In his documentary “My Voyage to Italy” (1999), Scorsese traces his love for Italian cinema, especially the neo-realism of directors like Roberto Rossellini, back to a boy with asthma on Elizabeth Street in New York City. He wore dog tags, went to St. Patrick’s school, watched the neighborhood mob guys, and prayed the bombs of the Cold War would not fall. The movies that came through his parents’ black-and-white TV connected him to his ancestry. Those that would come later in theaters brought him images that would echo through his life.

“The emotional, powerful experiences of many of the films I saw were almost unspoken experiences between my father and me, my mother and me, my brother and me,” he said. “Whether it was ‘The Red Shoes’ or ‘Sunset Boulevard.’ We didn’t talk about them much but we experienced some kind of transcendent reaction to these pictures.”
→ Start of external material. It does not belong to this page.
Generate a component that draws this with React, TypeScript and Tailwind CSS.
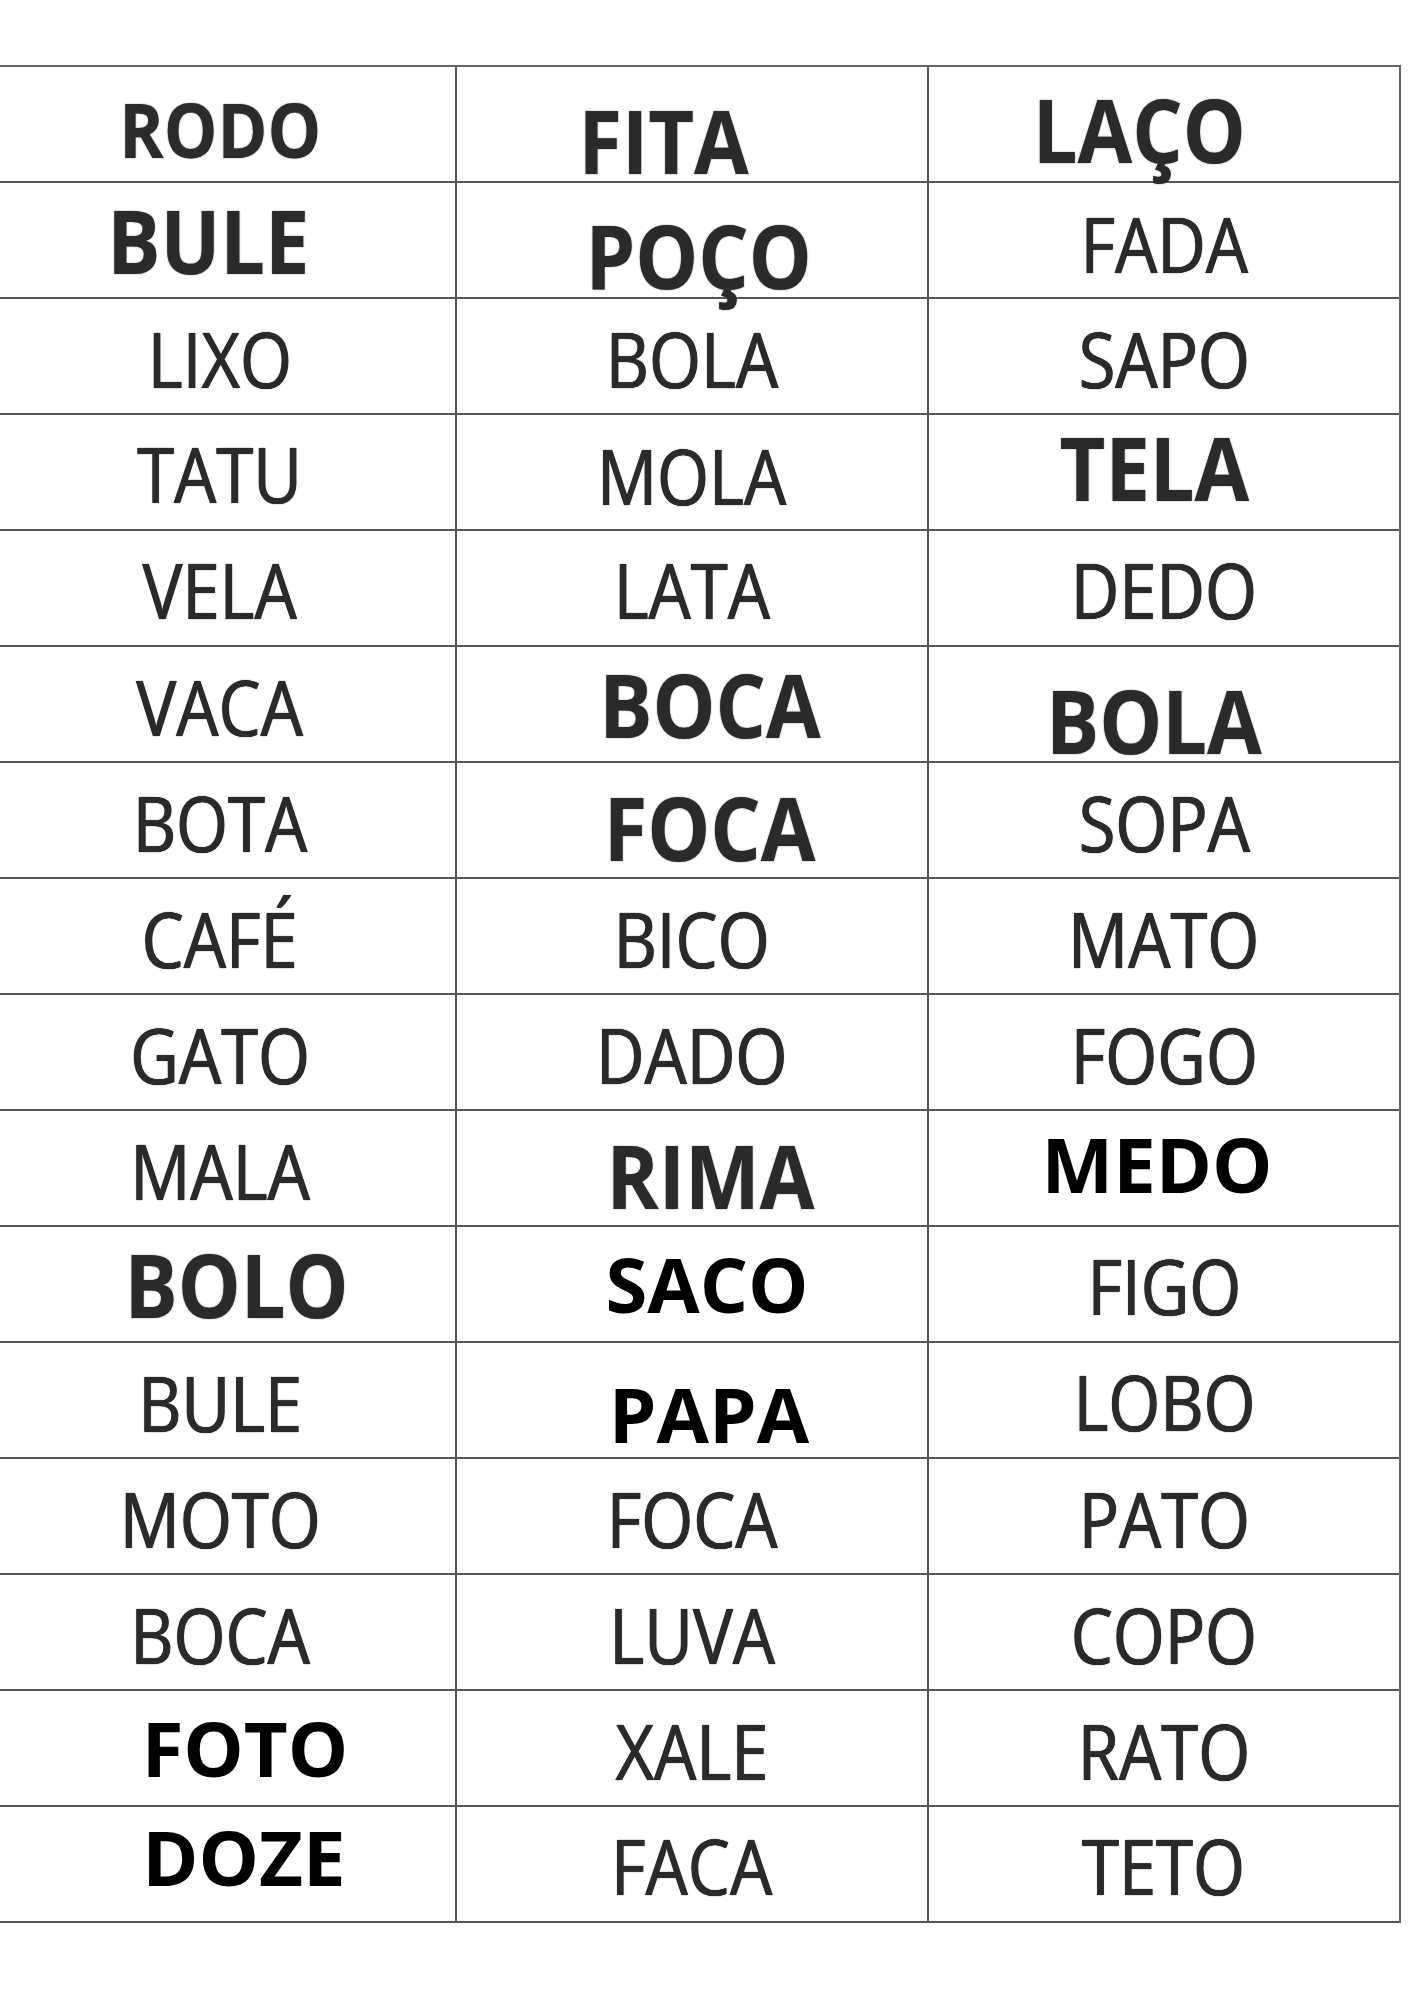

He spoke as if a man, the son of a garment presser, going back — even in this suite on a coast far from New York, where the sun slid down an immaculate window, the shadows stretched long, and a woman waited outside with phones and appointments. Yes, he said, there are other films to be made, but still …

“I know that those times are gone. I’ve taken a journey, so to speak, and wound up here somehow,” he said. “A lot of it comes from my father. Joe Pesci reminds me of him in ‘The Irishman.’ Even in ‘Goodfellas’ when Joe is going to get made but he gets killed instead and Bob goes to the telephone and says, ‘How’d it go?’ And there’s a voice on the other end of the phone, ‘Well, there’s a problem.’ ‘What do you mean there’s a problem?’ ‘Well, he’s gone.’ That’s my father.

“And the way he said that, that’s the whole movie here. He had that tone. There was a finality to it.”